The Hunt for Oscars: Carol and Sicario

I’m currently embarking on a journey to see all of the 2016 Oscar nominees before the awards are broadcast in February. Besides the fact that it was a beautiful holiday weekend, last week I saw the last of the Best Picture nominees, so I was at a bit of a loss this week about where to focus now.  So to be quite frank, I’m writing this post the night before it’s scheduled to be published while watching a movie I’m going to review by the end of this post. HOT FRESH TAKES!

Carol

One of my favorite things about film as an artform is that there are so many ways to approach making them. Some films, like Spotlight or Bridge of Spies, focus on telling a linear story; others are more about capturing a mood or feeling, like Brooklyn, and Carol. Carol is set in the ’50s and tells the story of the meeting and courtship of two lesbians, one the young naive girl and the other the desperate housewife of a controlling husband threatening to take custody of their child. A downfall of films that try to capture a mood or feeling is that they have a hard time being universal. I was a big fan of Brooklyn. Carol, however, did not move me at all. The pace was too slow and the subtlety of the relationship though it made sense for the time, made it difficult to stay invested throughout the film.

Cate Blanchett’s performance was pretty reminiscent of her previous Oscar-winning performance in 2013’s Blue Jasmine. In that film she was channeling a classic ’50s type of glamor as a part of her character’s delusion, now she is actually playing a glamorous ’50s housewife. Rooney Mara was almost unrecognizable from her previous Oscar-nominated performance in The Girl with the Dragon Tattoo.  While I wasn’t a fan of the pacing of the film, the tone was executed well, hence, the nominations for cinematography and costume design. This film may also have been the whitest film I’ve seen so far and given its company of fellow nominees, that is a very impressive feat. There will be arguments about the period and small amount of roles, but for a movie set mostly in New York City and on the road, the lack of people of color, even as extras was disheartening and disconcerting. Given the track record of this Academy, I wouldn’t be surprised to see Blanchett or Mara take home a trophy, but they certainly would not get my vote. Overall, this movie was well executed but entirely forgettable and another notch in the belt for the triumph of the status quo.

Nominations: Actress in a Leading Role, Actress in a Supporting Role, Cinematography, Costume Design, Music (Original Score), Writing (Adapted Screenplay)

Sicario

Sicario was the most surprising movie I have seen since Room. Emily Blunt has maintained a balance of roles in her career, alternating between comedic and fun roles (The Devil Wears Prada) to more action roles (Edge of Tomorrow, The Adjustment Bureau). This is my first time watching her in a more serious and dark film, so I was surprised at how comfortable she was in the role and found myself shocked more often than not when she pulled off a more dramatic scene.

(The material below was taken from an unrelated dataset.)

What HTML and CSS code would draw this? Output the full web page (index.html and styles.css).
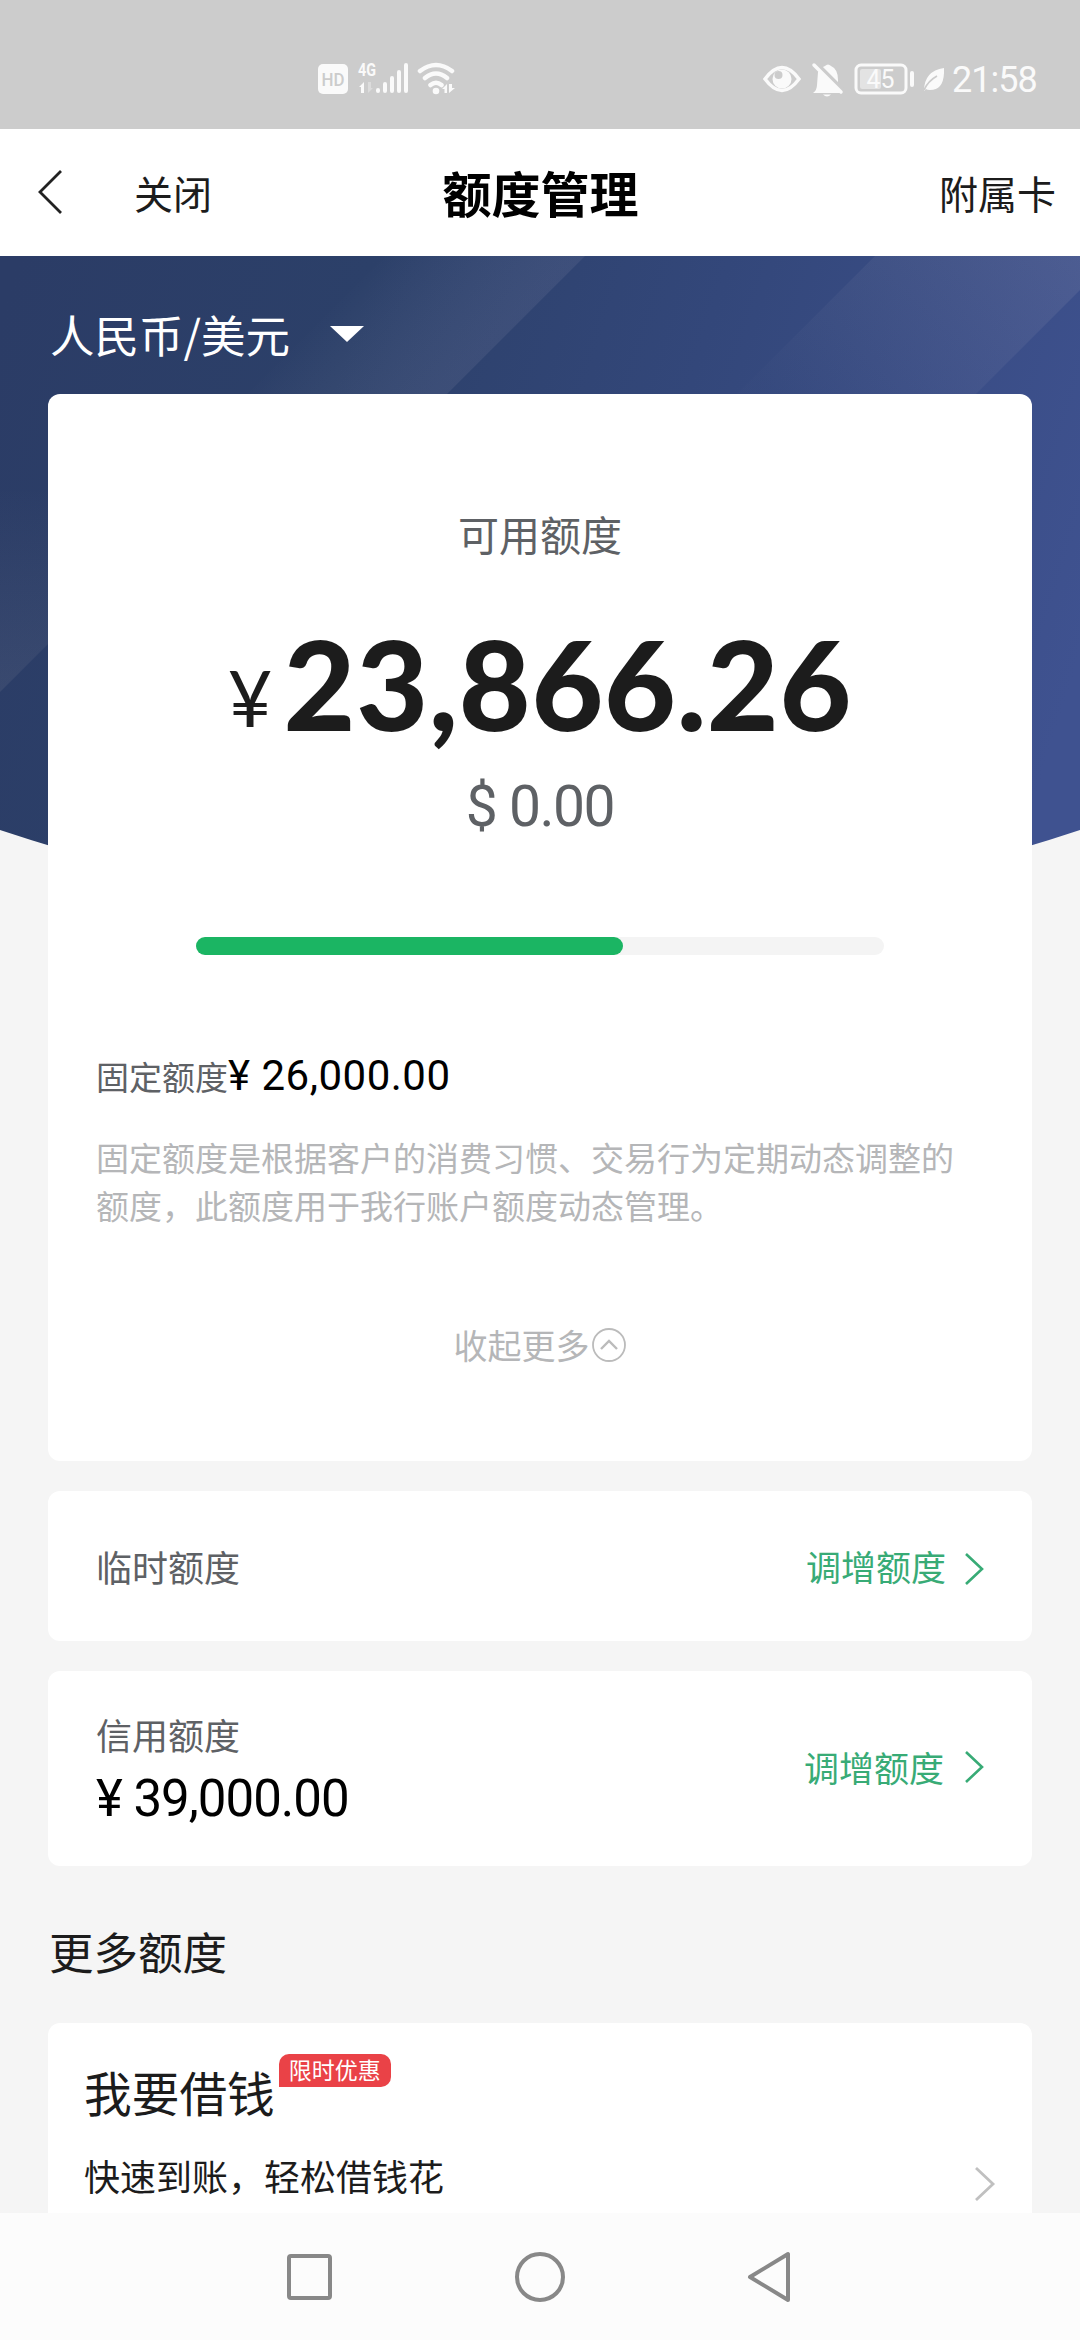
FILE: index.html
```html
<!DOCTYPE html>
<html lang="zh-CN">
<head>
<meta charset="utf-8">
<title>额度管理</title>
<link rel="stylesheet" href="styles.css">
</head>
<body>
<div class="screen">
  <header class="status">
    <svg class="status-left" width="150" height="40" viewBox="0 0 150 40" fill="#fafafa">
      <rect x="0" y="5" width="30" height="30" rx="5"/>
      <text class="num hd" x="15" y="27" text-anchor="middle" textLength="23" lengthAdjust="spacingAndGlyphs">HD</text>
      <text class="num net" x="40" y="17" textLength="18" lengthAdjust="spacingAndGlyphs">4G</text>
      <path d="M41 28l5-5v11h-3v-6z"/>
      <path d="M50 23v11l5-5h-2v-6z" opacity=".35"/>
      <g stroke="#fafafa" stroke-width="4" stroke-linecap="round"><path d="M60 31v1M67 25v7M74 19v13M81 13v19M88 6v26"/></g>
      <g fill="none" stroke="#fafafa" stroke-width="4.5" stroke-linecap="round"><path d="M102 12q16-12 32 0M107 19q11-9 22 0M112.500 26q5.500-4.500 11 0"/></g>
      <circle cx="118" cy="32" r="3.300"/>
      <path d="M124 30l5-5v9h-2.500v-4zM131 25v9l6-5h-3v-4z"/>
    </svg>
    <div class="status-right">
      <svg width="182" height="40" viewBox="0 0 182 40" fill="#fafafa">
        <path d="M3 20Q20-3 37 20Q20 43 3 20z" fill="none" stroke="#fafafa" stroke-width="3.500"/>
        <circle cx="20" cy="20" r="9.500"/>
        <circle cx="16.500" cy="16" r="4" fill="#cccccc"/>
        <path d="M56 13q4-5 7-6q3-3 6 0q7 3 7 14v9l4 4H51q4-3 4-8z"/>
        <path d="M53 3l27 27" stroke="#cccccc" stroke-width="4"/>
        <path d="M52 6l27 27" stroke="#fafafa" stroke-width="3.500" stroke-linecap="round"/>
        <path d="M61 35.500h8q-4 4-8 0z"/>
        <rect x="94" y="6" width="50" height="28" rx="5" fill="none" stroke="#fafafa" stroke-width="3"/>
        <rect x="98" y="10" width="21" height="20" rx="2" opacity=".5"/>
        <text class="num bat" x="118.500" y="29" text-anchor="middle" textLength="28" lengthAdjust="spacingAndGlyphs">45</text>
        <rect x="148" y="12" width="4" height="16" rx="2"/>
        <path d="M182 9q1 22-14 22q-3 0-4-1l-2 2q0-20 20-23z"/>
        <path d="M162 31q4-9 13-14" fill="none" stroke="#cccccc" stroke-width="1.800"/>
      </svg>
      <span class="num clock">21:58</span>
    </div>
  </header>

  <nav class="topbar">
    <div class="top-left">
      <svg width="26" height="44" viewBox="0 0 26 44" fill="none" stroke="#222" stroke-width="2.800"><path d="M24 1L3 22l21 21"/></svg>
      <span>关闭</span>
    </div>
    <h1 class="title">额度管理</h1>
    <span class="top-right">附属卡</span>
  </nav>

  <main class="content">
    <svg class="hero" width="1080" height="640" viewBox="0 0 1080 640">
      <defs>
        <linearGradient id="base" gradientUnits="userSpaceOnUse" x1="0" y1="60" x2="1080" y2="400">
          <stop offset="0" stop-color="#2b3c66"/><stop offset=".3" stop-color="#2c4069"/><stop offset=".6" stop-color="#33477a"/><stop offset="1" stop-color="#3f5290"/>
        </linearGradient>
        <linearGradient id="band1" gradientUnits="userSpaceOnUse" x1="420" y1="-40" x2="515" y2="55">
          <stop offset="0" stop-color="#fff" stop-opacity="0"/><stop offset="1" stop-color="#b9b5c8" stop-opacity=".1"/>
        </linearGradient>
        <linearGradient id="band2" gradientUnits="userSpaceOnUse" x1="1080" y1="0" x2="860" y2="220">
          <stop offset="0" stop-color="#c6bfc9" stop-opacity=".12"/><stop offset="1" stop-color="#c6bfc9" stop-opacity=".01"/>
        </linearGradient>
        <linearGradient id="band3" gradientUnits="userSpaceOnUse" x1="0" y1="230" x2="0" y2="436">
          <stop offset="0" stop-color="#b9b5b8" stop-opacity="0"/><stop offset="1" stop-color="#b9b5b8" stop-opacity=".1"/>
        </linearGradient>
        <clipPath id="arc"><path d="M0 0H1080V574Q540 754 0 574z"/></clipPath>
      </defs>
      <g clip-path="url(#arc)">
        <path fill="url(#base)" d="M0 0h1080v640H0z"/>
        <path fill="url(#band1)" d="M330 0H585L445 140H190z"/>
        <path fill="url(#band2)" d="M875 0H1080V34L970 144H731z"/>
        <path fill="url(#band3)" d="M0 200H60V376L0 436z"/>
      </g>
    </svg>

    <div class="currency">
      <span>人民币/美元</span>
      <svg width="34" height="16" viewBox="0 0 34 16"><path d="M0 0h34L17 16z" fill="#fff"/></svg>
    </div>

    <section class="card summary">
      <p class="avail">可用额度</p>
      <p class="num amount"><span class="yen">¥</span><span class="big">23,866.26</span></p>
      <p class="num usd">$ 0.00</p>
      <div class="track"><div class="fill" style="width:62%"></div></div>
      <p class="fixed"><span>固定额度</span><span class="num fixed-sum">¥ 26,000.00</span></p>
      <p class="note">固定额度是根据客户的消费习惯、交易行为定期动态调整的额度，此额度用于我行账户额度动态管理。</p>
      <div class="collapse">
        <span>收起更多</span>
        <svg width="36" height="36" viewBox="0 0 36 36" fill="none" stroke="#bbb"><circle cx="18" cy="18" r="16" stroke-width="1.800"/><path d="M10 22l8-8 8 8" stroke-width="2.400"/></svg>
      </div>
    </section>

    <section class="card row temp">
      <span class="label">临时额度</span>
      <a class="raise"><span>调增额度</span><svg width="21" height="32" viewBox="0 0 21 32" fill="none" stroke="#38ab76" stroke-width="2.600"><path d="M2 1l16 15L2 31"/></svg></a>
    </section>

    <section class="card row credit">
      <div class="credit-text"><span class="label">信用额度</span><span class="num credit-sum">¥ 39,000.00</span></div>
      <a class="raise wide"><span>调增额度</span><svg width="21" height="32" viewBox="0 0 21 32" fill="none" stroke="#38ab76" stroke-width="2.600"><path d="M2 1l16 15L2 31"/></svg></a>
    </section>

    <h2 class="more">更多额度</h2>

    <section class="card loan">
      <div class="loan-head"><span class="loan-title">我要借钱</span><span class="badge">限时优惠</span></div>
      <div class="loan-sub"><span>快速到账，轻松借钱花</span><svg width="22" height="34" viewBox="0 0 22 34" fill="none" stroke="#c0c0c0" stroke-width="2.800"><path d="M2 1l17 16L2 33"/></svg></div>
    </section>
  </main>

  <footer class="sysnav">
    <svg width="52" height="52" viewBox="0 0 52 52" fill="none" stroke="#888" stroke-width="4"><rect x="6" y="5" width="41" height="42" rx="2"/></svg>
    <svg width="52" height="52" viewBox="0 0 52 52" fill="none" stroke="#888" stroke-width="4"><circle cx="26" cy="26" r="23"/></svg>
    <svg width="52" height="52" viewBox="0 0 52 52" fill="none" stroke="#888" stroke-width="4" stroke-linejoin="round"><path d="M43 3v46L5 26z"/></svg>
  </footer>
</div>
</body>
</html>
```
FILE: styles.css
```css
* { box-sizing: border-box; margin: 0; padding: 0; }
body {
  font-family: "Noto Sans CJK SC", sans-serif;
  background: #f5f5f5;
  color: #1c1c1c;
}
svg { display: block; flex: none; }
.num { font-family: Roboto, "Noto Sans CJK SC", sans-serif; }
.screen { width: 1080px; height: 2340px; display: flex; flex-direction: column; overflow: hidden; }

.status {
  height: 129px; flex: none; background: #cccccc;
  display: flex; justify-content: space-between;
  padding: 59px 43px 0 318px;
}
.status-right { display: flex; gap: 8px; }
.hd { font-size: 18px; font-weight: 500; fill: #cccccc; }
.net { font-size: 18px; font-weight: 700; }
.bat { font-size: 25px; }
.clock { font-size: 36px; line-height: 42px; color: #fafafa; width: 85px; letter-spacing: -1px; white-space: nowrap; }

.topbar {
  height: 127px; flex: none; background: #fff;
  display: grid; grid-template-columns: 1fr auto 1fr; align-items: center;
  padding: 0 24px 2px 37px; font-size: 39px; line-height: 56px;
}
.top-left { display: flex; align-items: center; gap: 71px; }
.title { font-size: 49px; line-height: 56px; font-weight: 700; color: #000; margin-left: -12px; }
.top-right { text-align: right; }

.content { flex: 1; min-height: 0; position: relative; padding: 0 48px; overflow: hidden; }
.hero { position: absolute; left: 0; top: 0; z-index: -1; }
.currency {
  height: 138px; display: flex; align-items: center; gap: 40px;
  padding: 17px 0 0 2px; color: #fff; font-size: 44.500px; line-height: 60px;
}

.card { background: #fff; border-radius: 12px; }
.summary { height: 1067px; padding: 111px 48px 0; }
.avail { text-align: center; font-size: 41px; line-height: 56px; color: #5e6165; }
.amount {
  display: flex; justify-content: center; align-items: baseline; gap: 11px;
  height: 150px; margin-top: 47px; line-height: 150px; color: #1c1c1c;
}
.yen { font-family: Lato, sans-serif; font-size: 77px; line-height: 100px; padding-bottom: 4px; position: relative; top: -4px; }
.big { font-family: Lato, sans-serif; font-size: 124px; font-weight: 900; letter-spacing: .7px; }
.usd { text-align: center; font-size: 57px; line-height: 70px; color: #5e6165; margin-top: 14px; letter-spacing: -1.500px; }
.track { width: 688px; height: 18px; margin: 95px auto 0; border-radius: 9px; background: #f4f4f4; }
.fill { height: 18px; border-radius: 9px; background: #1bb563; }
.fixed { display: flex; align-items: baseline; margin-top: 95px; line-height: 52px; height: 52px; font-size: 33px; color: #5e6165; }
.fixed-sum { font-size: 42px; color: #000; letter-spacing: .5px; }
.note { font-size: 33px; line-height: 48px; color: #b5b6b8; margin-top: 31px; width: 864px; }
.collapse { display: flex; justify-content: center; align-items: center; gap: 1px; margin-top: 92px; font-size: 34px; line-height: 48px; color: #b5b6b8; }

.row { display: flex; justify-content: space-between; align-items: center; margin-top: 30px; padding: 0 47px 0 48px; }
.label { font-size: 36px; line-height: 52px; color: #5e6165; }
.raise { display: flex; align-items: center; gap: 18px; font-size: 35px; line-height: 52px; color: #38ab76; }
.raise.wide { gap: 20px; padding-bottom: 4px; }
.temp { height: 150px; }
.temp svg { margin-top: 5px; }
.credit { height: 195px; }
.credit-text { display: flex; flex-direction: column; }
.credit-sum { font-size: 51px; line-height: 60px; padding-top: 9px; color: #000; letter-spacing: -1px; }

.more { font-size: 44.500px; line-height: 60px; font-weight: 400; margin: 55px 0 0 1px; }
.loan { margin-top: 42px; height: 240px; padding: 31px 36px 0; }
.loan-head { display: flex; align-items: flex-start; gap: 4px; }
.loan-title { font-size: 47.700px; line-height: 60px; padding-top: 8px; }
.badge {
  width: 112px; height: 33px; border-radius: 10px 10px 10px 0; background: #ea4247;
  color: #fff; font-size: 23px; line-height: 30px; text-align: center;
}
.loan-sub { display: flex; justify-content: space-between; align-items: flex-start; margin-top: 27px; font-size: 36px; line-height: 52px; }
.loan-sub svg { margin-top: 18px; }

.sysnav {
  height: 127px; flex: none; background: #fcfcfc;
  display: flex; justify-content: center; gap: 179px; padding-top: 38px;
}
```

I won’t go so far as to say this film was snubbed, but it was unfortunately overlooked. Benicio Del Toro acted his ass off (that’s a technical term used by people in the industry), however, like Michael B. Jordan and many other POC, his performance was passed over because Leonardo DiCaprio slept in a horse carcass. The cinematography was great, the scene in which they enter Juarez was so tense because of the choices made by the crew and not so much by the actors. In a different year with a different Academy, I would predict this film taking home some awards. I don’t think that will happen but I am definitely happy that I watched it. Winning awards has never been the true measure of a films worth and it is sometimes easy to forget that.

Nominations: Cinematography, Sound Editing, Music (original score)

There is one week left before the Oscars and we find out who wins. Cynically, I will be rooting for Leonardo so that we no longer have to talk about his lack of hardware. However the lives and careers of the winners are changed, it’s important to remember the true reason films are made are to tell stories that reflect the human experience. Both as it is, how it was, what we hope it can become and what we pray it never becomes.

At the end of it all, Harry Potter never won an Oscar so how legit can they be really?